USGS Determined Vertical Accuracy

Number of NVA checkpoints: 209

Number of VVA checkpoints: 150

NVA RMSEz = 4.89 cm, NVA Accuracyz at 95th confidence interval=9.58 cm

VVA= 15.16 cm at the 95th percentile

For more information see the USGS work package report and the project report. The links to these reports are provided in the URL section of this metadata record.
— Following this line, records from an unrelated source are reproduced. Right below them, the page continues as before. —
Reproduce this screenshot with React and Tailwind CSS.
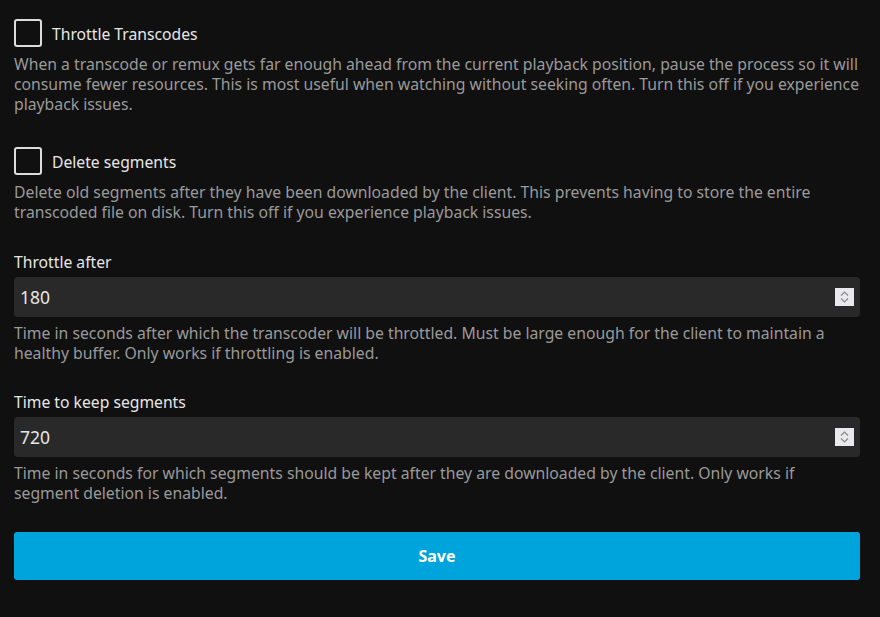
import { useState } from 'react'

function Checkbox({ label, desc }) {
  const [on, setOn] = useState(false)
  return (
    <div>
      <label className="flex items-center gap-[10px] cursor-pointer" onClick={() => setOn(!on)}>
        <span className="w-[28px] h-[28px] border-2 border-[#dddddd] rounded-[3px] shrink-0" />
        <span className="text-[15.7px] text-[#e6e6e6] leading-[24px] pt-[2px]">{label}</span>
      </label>
      <p className="mt-[7px] text-[15.75px] leading-[20px] text-[#9a9a9a]">{desc}</p>
    </div>
  )
}

function Spinner() {
  return (
    <div className="w-[19px] h-[18px] bg-[#e9e9ed] flex flex-col items-center justify-center gap-[2px]">
      <svg width="9" height="5" viewBox="0 0 9 5"><path d="M1 4.5 L4.5 1 L8 4.5" fill="none" stroke="#8a8a8a" strokeWidth="1.2" /></svg>
      <svg width="9" height="5" viewBox="0 0 9 5"><path d="M1 0.5 L4.5 4 L8 0.5" fill="none" stroke="#8a8a8a" strokeWidth="1.2" /></svg>
    </div>
  )
}

function NumberField({ label, value, desc }) {
  return (
    <div>
      <div className="text-[15.7px] leading-[20px] text-[#e6e6e6] mb-[5px]">{label}</div>
      <div className="h-[40px] bg-[#292929] rounded-[4px] flex items-center justify-between pl-[6px] pr-[6px]">
        <span className="text-[17.5px] text-[#e6e6e6]">{value}</span>
        <Spinner />
      </div>
      <p className="mt-[6px] text-[15.75px] leading-[20px] text-[#9a9a9a]">{desc}</p>
    </div>
  )
}

export default function App() {
  return (
    <div className="min-h-[617px] bg-[#101010] pl-[14px] pr-[20px] pt-[19px]" style={{ fontFamily: '"Noto Sans", sans-serif' }}>
      <div className="flex flex-col">
        <Checkbox
          label="Throttle Transcodes"
          desc="When a transcode or remux gets far enough ahead from the current playback position, pause the process so it will consume fewer resources. This is most useful when watching without seeking often. Turn this off if you experience playback issues."
        />
        <div className="mt-[33px]">
          <Checkbox
            label="Delete segments"
            desc="Delete old segments after they have been downloaded by the client. This prevents having to store the entire transcoded file on disk. Turn this off if you experience playback issues."
          />
        </div>
        <div className="mt-[30px]">
          <NumberField
            label="Throttle after"
            value="180"
            desc="Time in seconds after which the transcoder will be throttled. Must be large enough for the client to maintain a healthy buffer. Only works if throttling is enabled."
          />
        </div>
        <div className="mt-[29px]">
          <NumberField
            label="Time to keep segments"
            value="720"
            desc="Time in seconds for which segments should be kept after they are downloaded by the client. Only works if segment deletion is enabled."
          />
        </div>
        <button className="mt-[29px] h-[48px] w-full bg-[#00a4dc] rounded-[3px] text-white font-bold text-[16px]">Save</button>
      </div>
    </div>
  )
}
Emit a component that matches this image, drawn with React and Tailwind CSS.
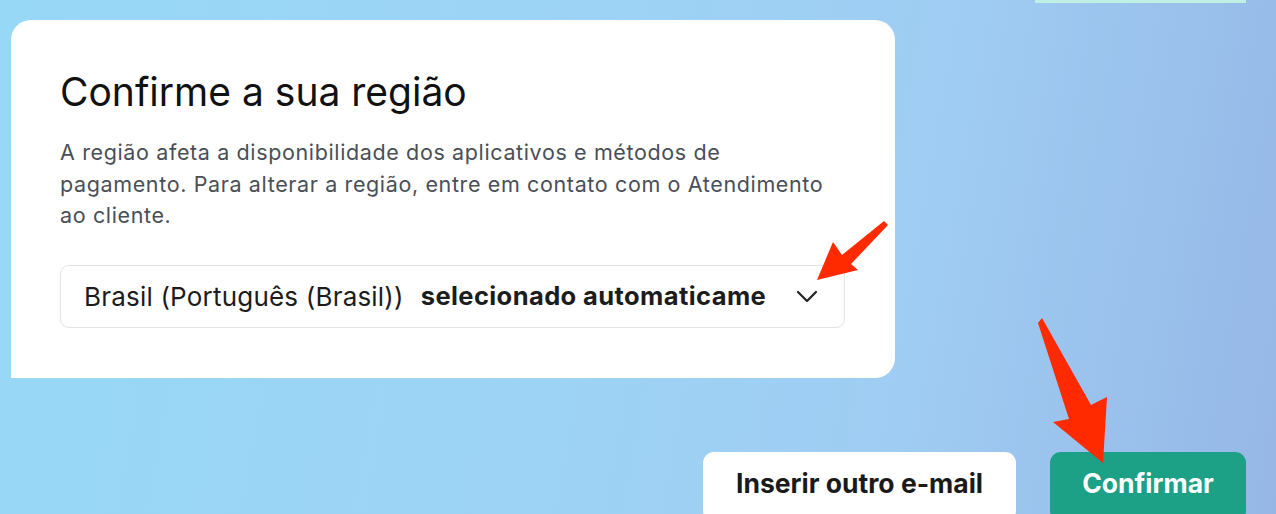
import React from "react";

export default function App() {
  return (
    <div
      className="relative w-[1276px] h-[514px] overflow-hidden bg-[linear-gradient(100deg,#97d8f6_0%,#9dd3f5_45%,#9fcdf3_70%,#96b7e6_100%)]"
      style={{ fontFamily: "Inter, 'Noto Sans', sans-serif" }}
    >
      <div className="flex flex-col h-full">
        <div className="flex justify-end pr-[30px] h-[3px] shrink-0">
          <div className="w-[211px] h-[3px] bg-[#bff0e2]" />
        </div>

        <div className="shrink-0 ml-[11px] mt-[17px] w-[884px] h-[358px] bg-white rounded-tl-[20px] rounded-tr-[20px] rounded-br-[20px] pl-[49px] pr-[30px] pt-[48px]">
          <h1 className="text-[39px] leading-[48px] text-[#111] font-normal tracking-[0px]">
            Confirme a sua região
          </h1>
          <p className="mt-[21px] text-[21.5px] leading-[31.5px] text-[#4a4f57] whitespace-nowrap tracking-[0.63px]">
            A região afeta a disponibilidade dos aplicativos e métodos de
            <br />
            pagamento. Para alterar a região, entre em contato com o Atendimento
            <br />
            ao cliente.
          </p>
          <div className="mt-[33px] w-[785px] h-[63px] border-[1.5px] border-[#e1e3e7] rounded-[9px] flex items-center pl-[23px] pr-[26px]">
            <span className="text-[26px] text-[#1c1c1c] whitespace-nowrap tracking-[0.2px]">
              Brasil (Português (Brasil))
            </span>
            <span className="ml-[17px] text-[25.5px] font-bold text-[#1c1c1c] whitespace-nowrap overflow-hidden w-[346px] shrink-0 tracking-[0.4px]">
              selecionado automaticamente
            </span>
            <div className="ml-auto">
              <svg width="22" height="13" viewBox="0 0 22 13">
                <polyline
                  points="2,2 11,11 20,2"
                  fill="none"
                  stroke="#222"
                  strokeWidth="2.2"
                  strokeLinecap="round"
                  strokeLinejoin="round"
                />
              </svg>
            </div>
          </div>
        </div>

        <div className="shrink-0 mt-[74px] flex justify-end gap-[34px] pr-[30px]">
          <button className="w-[313px] h-[70px] bg-white rounded-[11px] text-[26.5px] font-bold text-[#1a1a1a] pb-[6px]">
            Inserir outro e-mail
          </button>
          <button className="w-[196px] h-[70px] bg-[#1ca086] rounded-[11px] text-[26.5px] font-bold text-white pb-[6px]">
            Confirmar
          </button>
        </div>
      </div>

      <svg
        className="absolute left-0 top-0 pointer-events-none"
        width="1276"
        height="514"
        viewBox="0 0 1276 514"
      >
        <polygon
          points="817,280 833,242 842,255 884,221 888,225 851,264 858,270"
          fill="#ff2a00"
          strokeLinejoin="round"
        />
        <polygon
          points="1103,463 1053,422 1069,419 1038,323 1042,318 1091,405 1107,397"
          fill="#ff2a00"
          strokeLinejoin="round"
        />
      </svg>
    </div>
  );
}
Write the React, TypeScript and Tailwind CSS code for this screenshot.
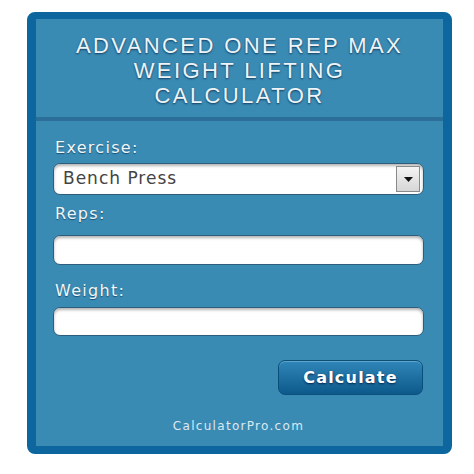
const fields = [
  { id: "reps", label: "Reps:", labelGap: "mt-[9px]", inputGap: "mt-[11px]", height: "h-[30px]" },
  { id: "weight", label: "Weight:", labelGap: "mt-[16px]", inputGap: "mt-[6px]", height: "h-[29px]" },
];

function Label({ children, className }: { children: string; className?: string }) {
  return (
    <div
      className={`ml-[2px] h-5 text-[16px] leading-5 tracking-[1.3px] text-[#f1f6fa] [text-shadow:0_1px_1px_rgba(0,40,70,0.6)] ${className ?? ""}`}
    >
      {children}
    </div>
  );
}

export default function App() {
  return (
    <div className="min-h-[474px] bg-white pt-[12px] font-['DejaVu_Sans',sans-serif]">
      <div className="ml-[27px] w-[425px] rounded-[8px] border-x-[9px] border-t-[7px] border-b-[8px] border-[#0d669d] bg-[#3a8bb4]">
        {/* title */}
        <div className="border-b-4 border-[#2a6e99] pt-[14px] pb-[9px] text-center font-['Liberation_Sans',sans-serif] text-[22px] leading-[25px] tracking-[2.4px] text-[#eef4f8] [text-shadow:0_1px_2px_rgba(0,30,60,0.75)]">
          <div>ADVANCED ONE REP MAX</div>
          <div>WEIGHT LIFTING</div>
          <div>CALCULATOR</div>
        </div>

        <div className="pl-[17px] pr-[19px] pt-[17px] pb-[12px]">
          <Label>Exercise:</Label>
          <div className="mt-[5px] flex h-[32px] items-center justify-between rounded-[7px] border border-[#2d5d7a] bg-white pl-[9px] pr-[3px] shadow-[inset_0_2px_3px_rgba(0,0,0,0.3)]">
            <span className="text-[17px] tracking-[1px] text-[#444]">Bench Press</span>
            <span className="flex h-[26px] w-[24px] items-center justify-center border border-[#8a8a8a] bg-gradient-to-b from-[#f4f4f4] to-[#d6d6d6]">
              <svg width="9" height="5" viewBox="0 0 9 5">
                <path d="M0 0h9L4.5 5z" fill="#111" />
              </svg>
            </span>
          </div>

          {fields.map((f) => (
            <div key={f.id}>
              <Label className={f.labelGap}>{f.label}</Label>
              <div
                className={`${f.inputGap} ${f.height} rounded-[7px] border border-[#2d5d7a] bg-white shadow-[inset_0_2px_3px_rgba(0,0,0,0.3)]`}
              />
            </div>
          ))}

          <div className="mt-[24px] flex justify-end pr-[1px]">
            <button className="h-[35px] w-[145px] rounded-[7px] border border-[#0a4f7a] bg-gradient-to-b from-[#2f86b8] to-[#0c5a8c] text-[16px] font-bold tracking-[1.2px] text-white shadow-[inset_0_1px_0_rgba(255,255,255,0.25)] [text-shadow:0_1px_2px_rgba(0,20,50,0.8)]">
              Calculate
            </button>
          </div>

          <div className="mt-[23px] text-center text-[12px] leading-4 tracking-[1.3px] text-[#dbe9f1]">
            CalculatorPro.com
          </div>
        </div>
      </div>
    </div>
  );
}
These LAS data files include all data points collected. No points have been removed or excluded. A visual qualitative assessment was performed to ensure data completeness. No void areas or missing data exist. The raw point cloud is of good quality and data passes Non-Vegetated Vertical Accuracy specifications.

Data covers the entire area specified for this project.

Data is backed up to tape and to cloud storage.

The NOAA Office for Coastal Management (OCM) ingested references to the USGS Entwine Point Tiles (EPT) hosted on Amazon Web Services (AWS) into the Digital Coast Data Access Viewer (DAV). The DAV accesses the point cloud as it resides on AWS under the usgs-lidar-public-container.